Sermon; 11 Pentecost/Proper 15A; Matthew 15:10-28

When dealing with Scripture, or anything for that matter, context is important. At its most basic level, context rounds out a story so we can fully understand what is going on. At its most important level, context keeps us from making harmful or dangerous sweeping generalizations from only one particular point. For instance, there's a place in the Sermon on the Mount where Jesus tells his disciples, “Go away from me, you evil doers.” Taken out of context you can see how this changes the whole image of Jesus. But placed in context, we see that his words are directed to those religious people who follow Christ superficially while refusing to put his words into meaningful action.

Why am I bringing this up? Because even though today's gospel passage may sound complete, it's missing some context. “Jesus said to the crowd, 'Listen and understand. It is not what goes into the mouth that defiles a person, but what comes out of the mouth that defiles'.”

This is certainly a good teaching, and one to which we should pay attention. As Jesus explains, what goes into the mouth is processed, the necessary nutrients extracted, and the rest goes into the sewer. It is what comes out of the mouth, however, that reveals our true nature and how we damage and hurt other people; things like murder, adultery, fornication, theft, false witness, etc. But Jesus didn't just sit down and say to the crowd, “Hey everyone! Gather 'round and listen up; I've got something to tell you.” So . . . context.

If you remember from last week, Jesus had sent the disciples on ahead in the boat, a storm developed, Jesus and Peter walked on water, and when the storm ceased they crossed on over to Gennesaret where the people brought all who were sick to him to be healed. Gennesaret is in Jewish territory on the northwest shore of the Sea of Galilee. While there, he is approached by some Pharisees and scribes who had apparently been watching him and the disciples for an opportunity to strike.

“Why do your disciples break the tradition of the elders? For they do not wash their hands before they eat.” Game. On.

“And why do you break the commandments of God for the sake of your tradition?”

From there Jesus launches into an attack on how those “sacred traditions” have been used to skirt the commandments of God that were designed to help the needy. In this case, the specific tradition he was attacking allowed a person to designate an offering to the Lord that was then untouchable by anyone else – including the parents of the one making the offering, no matter how much in need they were. Jesus concludes his rant to the Pharisees by quoting Isaiah 29:13:

“This people honors me with their lips, but their hearts are far from me;

In vain do they worship me, teaching human precepts as doctrines.”

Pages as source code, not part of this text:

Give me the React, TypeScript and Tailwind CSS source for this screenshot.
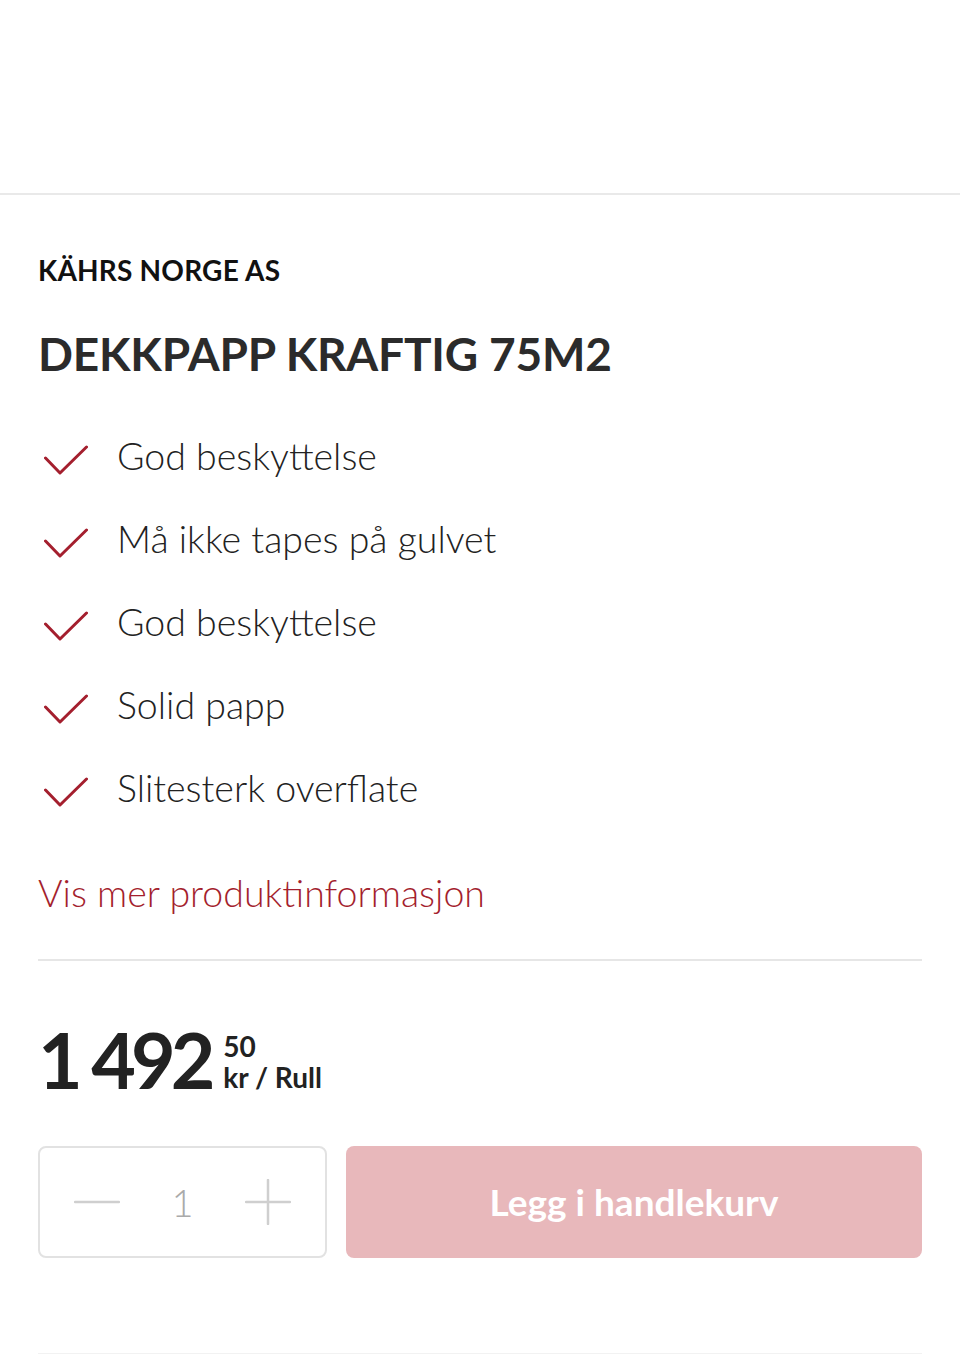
const features = [
  'God beskyttelse',
  'Må ikke tapes på gulvet',
  'God beskyttelse',
  'Solid papp',
  'Slitesterk overflate',
];

function Check() {
  return (
    <svg width="44" height="30" viewBox="0 0 44 30" fill="none" className="mt-[31px] shrink-0">
      <path d="M1.5 13 L16 28 L42.5 2" stroke="#a41f2e" strokeWidth="3" strokeLinecap="round" strokeLinejoin="round" />
    </svg>
  );
}

function Stepper({ plus }: { plus?: boolean }) {
  return (
    <svg width="46" height="46" viewBox="0 0 46 46" fill="none">
      <path d="M1 23 H45" stroke="#cfcfcf" strokeWidth="2.5" strokeLinecap="round" />
      {plus && <path d="M23 1 V45" stroke="#cfcfcf" strokeWidth="2.5" strokeLinecap="round" />}
    </svg>
  );
}

export default function App() {
  return (
    <div className="w-[960px] min-h-[1355px] bg-white font-['Lato',sans-serif] text-[#222]">
      <div className="h-[195px] border-b-2 border-[#e9e9e9]" />

      <div className="px-[38px]">
        <p className="pt-[58px] text-[28px] leading-[34px] font-bold text-[#111] tracking-[0.2px]">KÄHRS NORGE AS</p>

        <h1 className="mt-[39px] text-[46px] leading-[56px] font-bold text-[#2b2b2b] tracking-[-0.2px]">
          DEKKPAPP KRAFTIG 75M2
        </h1>

        <ul className="mt-[32px]">
          {features.map((f, i) => (
            <li key={i} className="flex items-start h-[83px] pl-[6px] gap-[29px]">
              <Check />
              <span className="text-[37.5px] leading-[83px] font-light">{f}</span>
            </li>
          ))}
        </ul>

        <a className="block mt-[42px] text-[37.5px] leading-[44px] font-light text-[#a41f2e]">
          Vis mer produktinformasjon
        </a>

        <div className="mt-[44px] border-t-2 border-[#e6e6e6]" />

        <div className="mt-[60px] flex items-end gap-[13px]">
          <span className="text-[77px] leading-[76px] font-bold text-[#222] tracking-[-5px]">1 492</span>
          <div className="flex flex-col mb-[6px] font-bold text-[#222]">
            <span className="text-[28px] leading-[34px]">50</span>
            <span className="text-[28px] leading-[28px]">kr / Rull</span>
          </div>
        </div>

        <div className="mt-[49px] flex gap-[19px]">
          <div className="w-[289px] h-[112px] border-2 border-[#e2e2e2] rounded-lg flex items-center justify-between px-[34px]">
            <Stepper />
            <span className="text-[38px] font-light text-[#aaa]">1</span>
            <Stepper plus />
          </div>
          <button className="flex-1 h-[112px] rounded-lg bg-[#e8b8bb] text-white text-[37px] font-bold">
            Legg i handlekurv
          </button>
        </div>

        <div className="mt-[95px] border-t border-[#f2f2f2]" />
      </div>
    </div>
  );
}
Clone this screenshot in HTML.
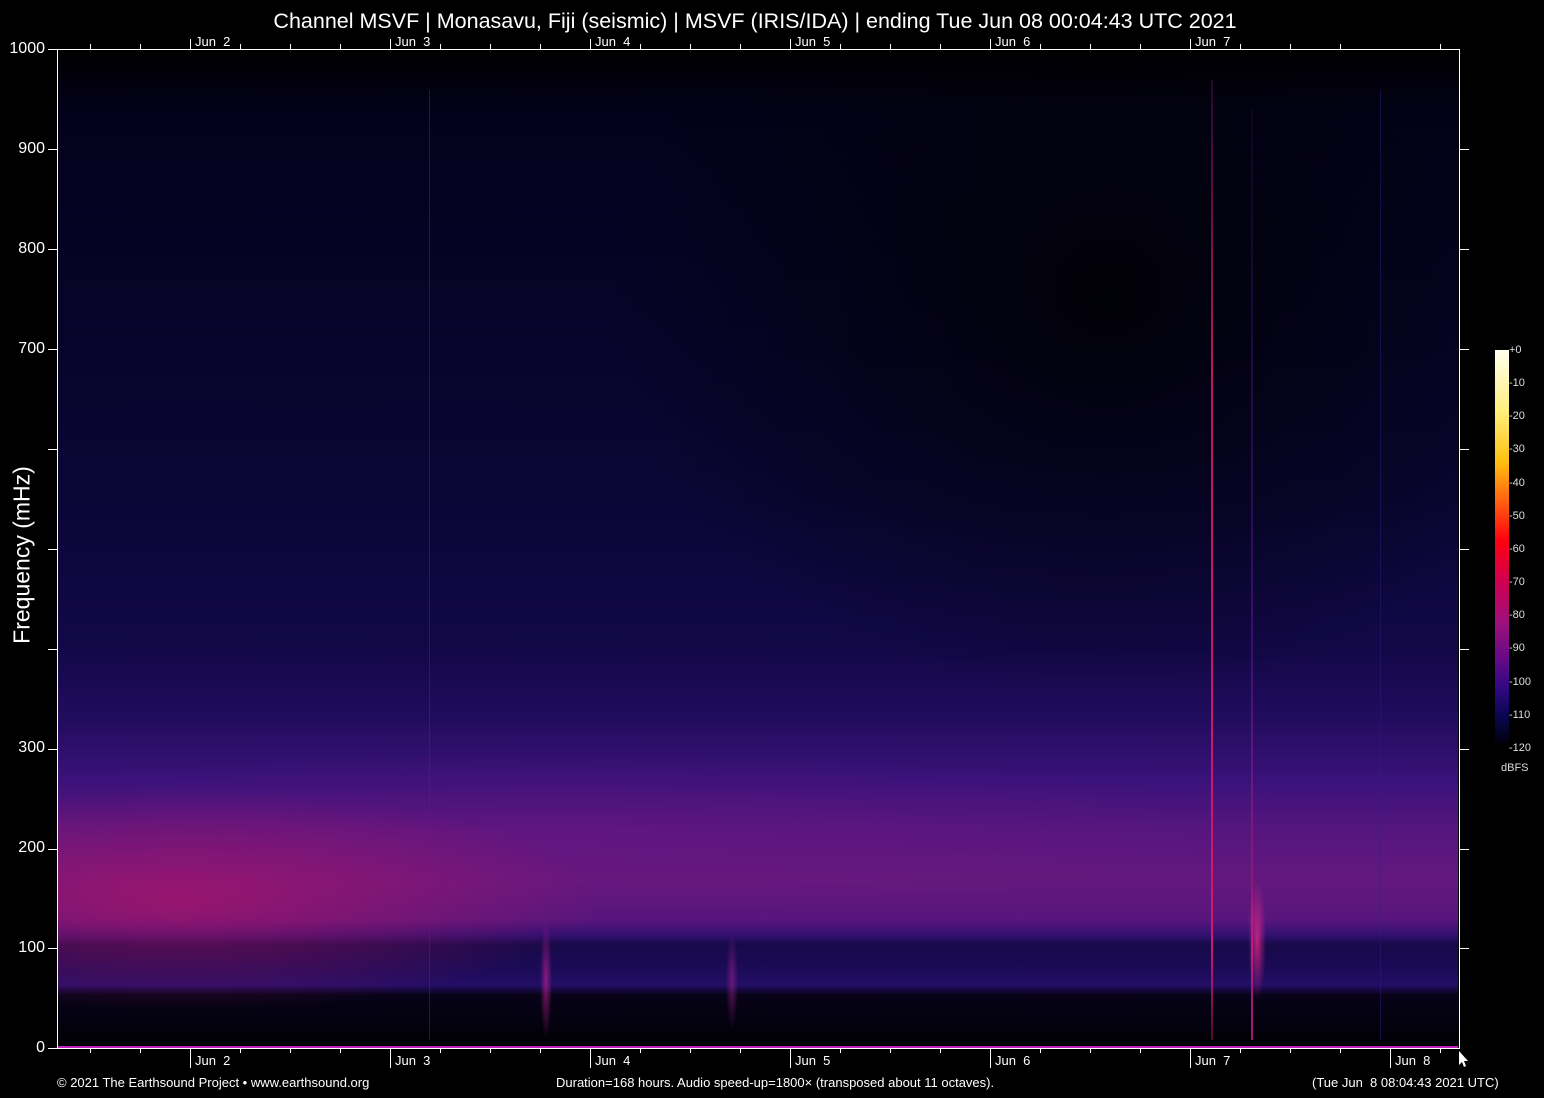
<!DOCTYPE html>
<html><head><meta charset="utf-8"><style>
body{margin:0;background:#000;width:1544px;height:1098px;overflow:hidden;position:relative;font-family:"Liberation Sans",sans-serif;color:#fff}
.t{position:absolute;white-space:nowrap}
#plot{position:absolute;left:58px;top:50px;width:1400px;height:998px;overflow:hidden;
background:
radial-gradient(ellipse 420px 110px at 120px 850px,rgba(190,20,100,.6),rgba(190,20,100,0)),
radial-gradient(ellipse 700px 80px at 500px 780px,rgba(130,20,130,.25),rgba(130,20,130,0)),
radial-gradient(ellipse 500px 400px at 1050px 250px,rgba(0,0,0,.8),rgba(0,0,0,0)),
linear-gradient(to bottom,#000 0,#03011a 60px,#060428 250px,#0a0636 450px,#120848 600px,#220c5e 670px,#3a127a 730px,#55167e 780px,#64187e 830px,#58167c 870px,#321070 885px,#160948 895px,#1c0b58 920px,#240e66 935px,#080318 945px,#02010c 980px,#000 998px);}
.vl{position:absolute;width:2px}
</style></head><body>
<div class="t" style="left:0;width:1510px;text-align:center;top:9px;font-size:21.5px">Channel MSVF | Monasavu, Fiji (seismic) | MSVF (IRIS/IDA) | ending Tue Jun 08 00:04:43 UTC 2021</div>
<div id="plot">
<div class="vl" style="left:1153px;top:30px;height:960px;background:linear-gradient(to bottom,rgba(120,20,120,.3),#c01560 30%,#d0186a 90%,rgba(200,20,100,.4))"></div>
<div class="vl" style="left:1193px;top:60px;height:930px;background:linear-gradient(to bottom,rgba(60,20,120,.2),rgba(90,20,140,.6) 60%,#a01870 90%)"></div>
<div style="position:absolute;left:1190px;top:830px;width:18px;height:120px;background:radial-gradient(ellipse 9px 60px at 50% 50%,rgba(230,40,140,.8),rgba(230,40,140,0))"></div>
<div style="position:absolute;left:482px;top:870px;width:12px;height:120px;background:radial-gradient(ellipse 6px 60px at 50% 50%,rgba(180,30,140,.7),rgba(180,30,140,0))"></div>
<div style="position:absolute;left:668px;top:880px;width:12px;height:100px;background:radial-gradient(ellipse 6px 50px at 50% 50%,rgba(150,30,140,.6),rgba(150,30,140,0))"></div>
<div class="vl" style="left:371px;top:40px;height:950px;width:1px;background:rgba(60,40,160,.5)"></div>
<div class="vl" style="left:1322px;top:40px;height:950px;width:1px;background:rgba(50,30,140,.4)"></div>
<div style="position:absolute;left:0;bottom:0;width:1400px;height:2px;background:#c020c0"></div>
</div>
<svg width="1544" height="1098" style="position:absolute;left:0;top:0" stroke="#fff" fill="none">
<path d="M57.5 49v1000M1459.5 49v1000M57 49.5h1403" stroke-width="1"/>
<g stroke-width="1">
<path d="M48 49.5h10M48 149.5h10M48 249.5h10M48 349.5h10M48 449.5h10M48 549.5h10M48 649.5h10M48 749.5h10M48 849.5h10M48 948.5h10M48 1048.5h10"/>
<path d="M1459 149.5h10M1459 249.5h10M1459 349.5h10M1459 449.5h10M1459 549.5h10M1459 649.5h10M1459 749.5h10M1459 849.5h10M1459 948.5h10"/>
<path d="M57 1048.5h1402"/>
<path d="M90.5 1048v5M140.5 1048v5M240.5 1048v5M290.5 1048v5M340.5 1048v5M440.5 1048v5M490.5 1048v5M540.5 1048v5M640.5 1048v5M690.5 1048v5M740.5 1048v5M840.5 1048v5M890.5 1048v5M940.5 1048v5M1040.5 1048v5M1090.5 1048v5M1140.5 1048v5M1240.5 1048v5M1290.5 1048v5M1340.5 1048v5M1440.5 1048v5"/>
<path d="M190.5 1048v20M390.5 1048v20M590.5 1048v20M790.5 1048v20M990.5 1048v20M1190.5 1048v20M1390.5 1048v20"/>
<path d="M90.5 44v5M140.5 44v5M240.5 44v5M290.5 44v5M340.5 44v5M440.5 44v5M490.5 44v5M540.5 44v5M640.5 44v5M690.5 44v5M740.5 44v5M840.5 44v5M890.5 44v5M940.5 44v5M1040.5 44v5M1090.5 44v5M1140.5 44v5M1240.5 44v5M1290.5 44v5M1340.5 44v5M1440.5 44v5"/>
<path d="M190.5 39v10M390.5 39v10M590.5 39v10M790.5 39v10M990.5 39v10M1190.5 39v10"/>
</g>
<path d="M1459 1051v14l3-3 2 5 2-1-2-5h4z" fill="#fff" stroke="none"/>
</svg>
<div style="font-size:16px">
<div class="t" style="right:1499px;top:40px">1000</div>
<div class="t" style="right:1499px;top:140px">900</div>
<div class="t" style="right:1499px;top:240px">800</div>
<div class="t" style="right:1499px;top:340px">700</div>
<div class="t" style="right:1499px;top:739px">300</div>
<div class="t" style="right:1499px;top:839px">200</div>
<div class="t" style="right:1499px;top:939px">100</div>
<div class="t" style="right:1499px;top:1039px">0</div>
</div>
<div class="t" style="top:555px;font-size:23px;transform:translate(-50%,-50%) rotate(-90deg);left:22px">Frequency (mHz)</div>
<div style="font-size:13px">
<div class="t" style="left:195px;top:34px">Jun&nbsp; 2</div><div class="t" style="left:395px;top:34px">Jun&nbsp; 3</div><div class="t" style="left:595px;top:34px">Jun&nbsp; 4</div><div class="t" style="left:795px;top:34px">Jun&nbsp; 5</div><div class="t" style="left:995px;top:34px">Jun&nbsp; 6</div><div class="t" style="left:1195px;top:34px">Jun&nbsp; 7</div>
<div class="t" style="left:195px;top:1053px">Jun&nbsp; 2</div><div class="t" style="left:395px;top:1053px">Jun&nbsp; 3</div><div class="t" style="left:595px;top:1053px">Jun&nbsp; 4</div><div class="t" style="left:795px;top:1053px">Jun&nbsp; 5</div><div class="t" style="left:995px;top:1053px">Jun&nbsp; 6</div><div class="t" style="left:1195px;top:1053px">Jun&nbsp; 7</div><div class="t" style="left:1395px;top:1053px">Jun&nbsp; 8</div>
</div>
<div style="font-size:13px">
<div class="t" style="left:57px;top:1075px">© 2021 The Earthsound Project • www.earthsound.org</div>
<div class="t" style="left:556px;top:1075px">Duration=168 hours. Audio speed-up=1800× (transposed about 11 octaves).</div>
<div class="t" style="left:1312px;top:1075px">(Tue Jun&nbsp; 8 08:04:43 2021 UTC)</div>
</div>
<div style="position:absolute;left:1495px;top:350px;width:14px;height:398px;background:linear-gradient(to bottom,#fffff0 0,#fff080 15%,#ffc010 28%,#ff6010 38%,#ff0010 48%,#d00050 58%,#a0107a 68%,#6a0a88 77%,#300880 85%,#0a0650 92%,#000 100%)"></div>
<div style="font-size:11px;color:#ddd">
<div class="t" style="left:1509px;top:344px">+0</div><div class="t" style="left:1509px;top:377px">-10</div><div class="t" style="left:1509px;top:410px">-20</div><div class="t" style="left:1509px;top:443px">-30</div><div class="t" style="left:1509px;top:477px">-40</div><div class="t" style="left:1509px;top:510px">-50</div><div class="t" style="left:1509px;top:543px">-60</div><div class="t" style="left:1509px;top:576px">-70</div><div class="t" style="left:1509px;top:609px">-80</div><div class="t" style="left:1509px;top:642px">-90</div><div class="t" style="left:1509px;top:676px">-100</div><div class="t" style="left:1509px;top:709px">-110</div><div class="t" style="left:1509px;top:742px">-120</div>
<div class="t" style="left:1501px;top:762px">dBFS</div>
</div>
</body></html>
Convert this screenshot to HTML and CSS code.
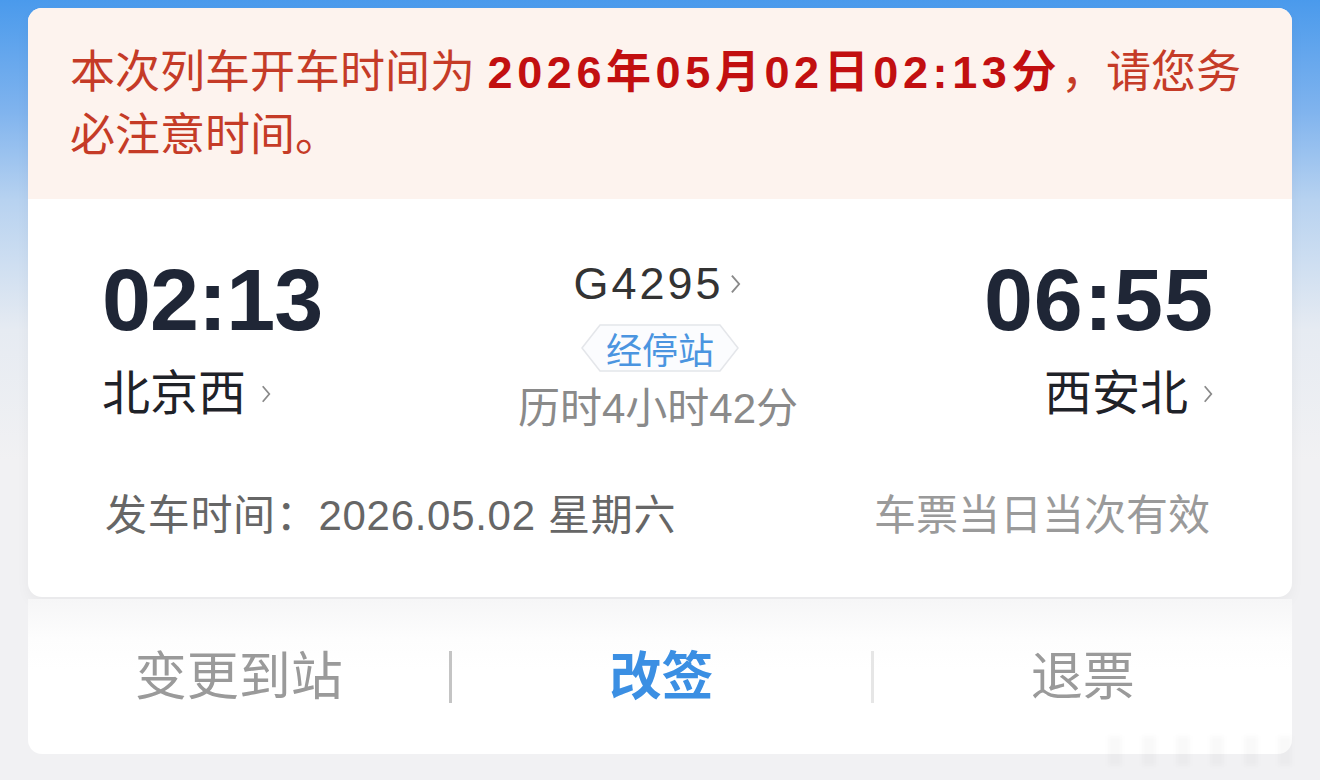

There is, in this story, an underlying tension between what one person or group thinks are important piety issues and what another person or group thinks. It doesn't take much observing to see that various Christian groups quarrel with other Christian groups over traditions and practices that are both large and small. It seems we would rather fight about our traditions than look to see how each may be working for the kingdom of God. These traditions may have started as a good thing, but they may also stagnate our faith and our ability to proclaim the good news. Part of the evolution of our faith, though, is to recognize when things need to change.

Once upon a time in the Episcopal church, only men could become priests and bishops. Divorced people were barred from Holy Communion. Marriage was limited to a man and a woman. But, as we moved forward, we saw that God could work just as well through women. We understood that marriages fail for a variety of reasons and barring people from Communion did more harm than good. We learned that love could be expressed fully between people of the same gender just as well as it could be expressed between a man and a woman. In short, we evolved in ways that truly began to exhibit God's love to all people, and in that evolution we have made the decision to cast aside some of the traditions of our elders.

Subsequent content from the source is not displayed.